After his death six months later, I wished for the one-day mended hearts of his mother, brother, and father. And for our own.
Since then, I’ve wished a lot less.
But since then, we’ve also been blessed. The conception and healthy birth of a second child. The blossoming of those two children in ways that amaze me daily. And don’t think Erik doesn’t have a heavy hand in that amazement.
Three and a half years later, my sister and her family are growing accustomed to facing each new day with a family that appears to be a trio (though they know it’s a quartet). No one but them will know how heavy their hearts are, or how hard it is to wake up to that reality. But wake up they do, each day. And that is a wish come true for me.
This morning, when the clock struck 11:11, my first thought was a split wish, one shared by hundreds of thousands, more like millions of people like me: an Obama win, and the defeat of Proposition 8.
One of the oddest things to explain to other people is how painful all this wishing and hoping is. When you’ve never, ever felt advocated for, at a state-wide level, and then you are (with the California supreme court decision about gay marriage), and then the same old familiar hate script kicks in – special rights! the decline of the family! all that crap – the pain has a unique acuteness. Because the protective covering was coming off, in the wake of the court’s ruling. The thick skin was becoming tenderized. Exposed now, in a new way, to these hateful elements from which it had been so long protected. Y’all who’ve never had to toughen your skin like this might not be able to imagine what this feels like. Simplest thing I can say is, it feels like a vicious a double-cross, and it makes a strong case for cynicism.

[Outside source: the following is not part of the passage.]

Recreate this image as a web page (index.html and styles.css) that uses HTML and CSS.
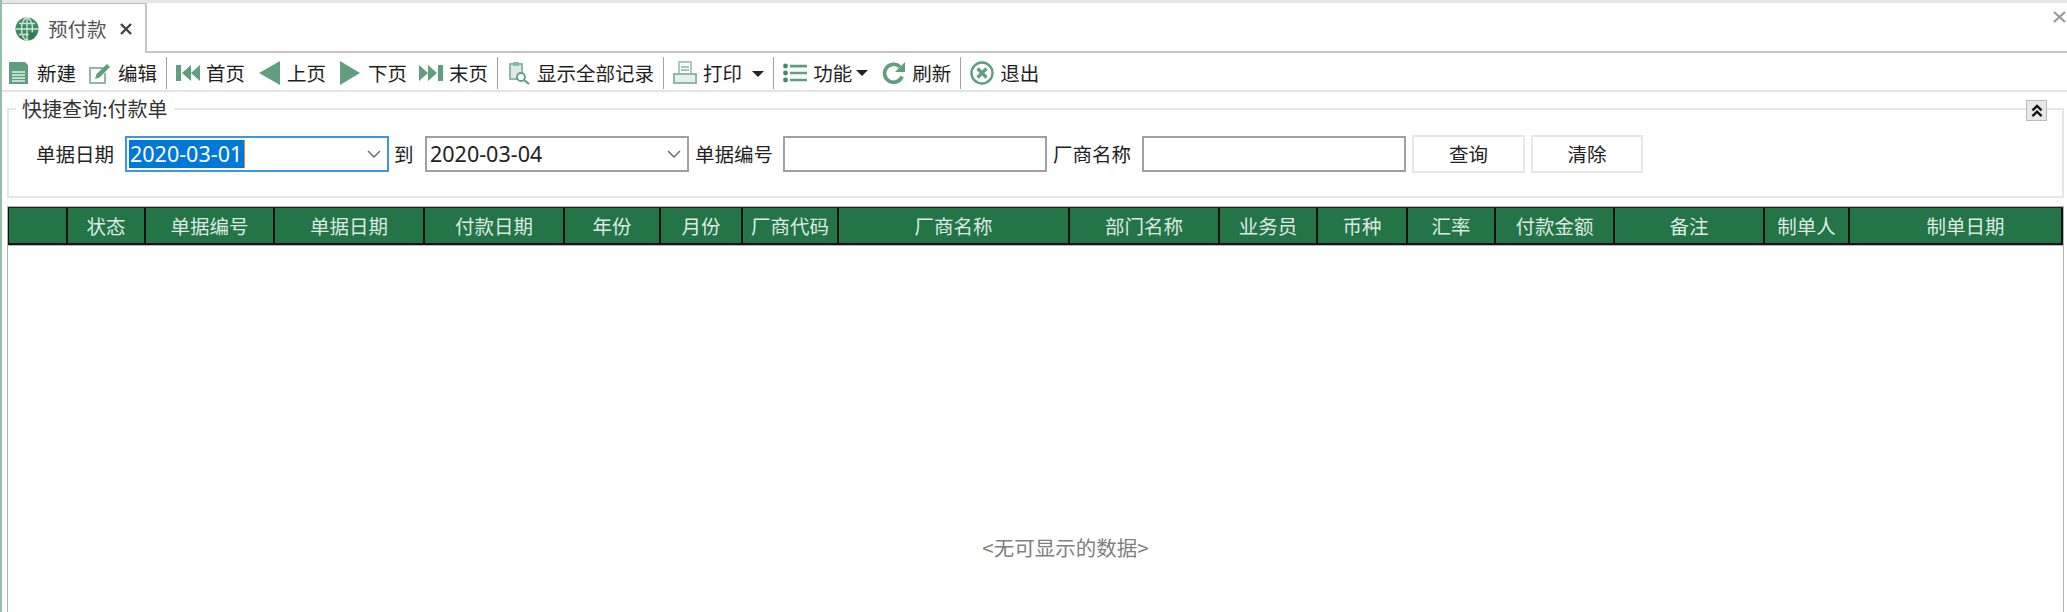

By the same token, the fight against this hate makes an equally strong case for hope. We have always known that we LGBT people are a small minority of the population. It is our friends, family, and allies who make up a majority of it. So you see how this proposition is really a referendum on the strength of our love for one another. Not LGBT people’s love for one another. Our straight allies’ love of us. And of justice.
Is it wise to hope and pray and wish so? Wise, I don’t know. But fierce hoping is the precursor to fierce trying, and heaven knows if we do not try, the just world at the other end of those wishes would most certainly not come to pass.
So, people. It’s eleven eleven. Make a wish.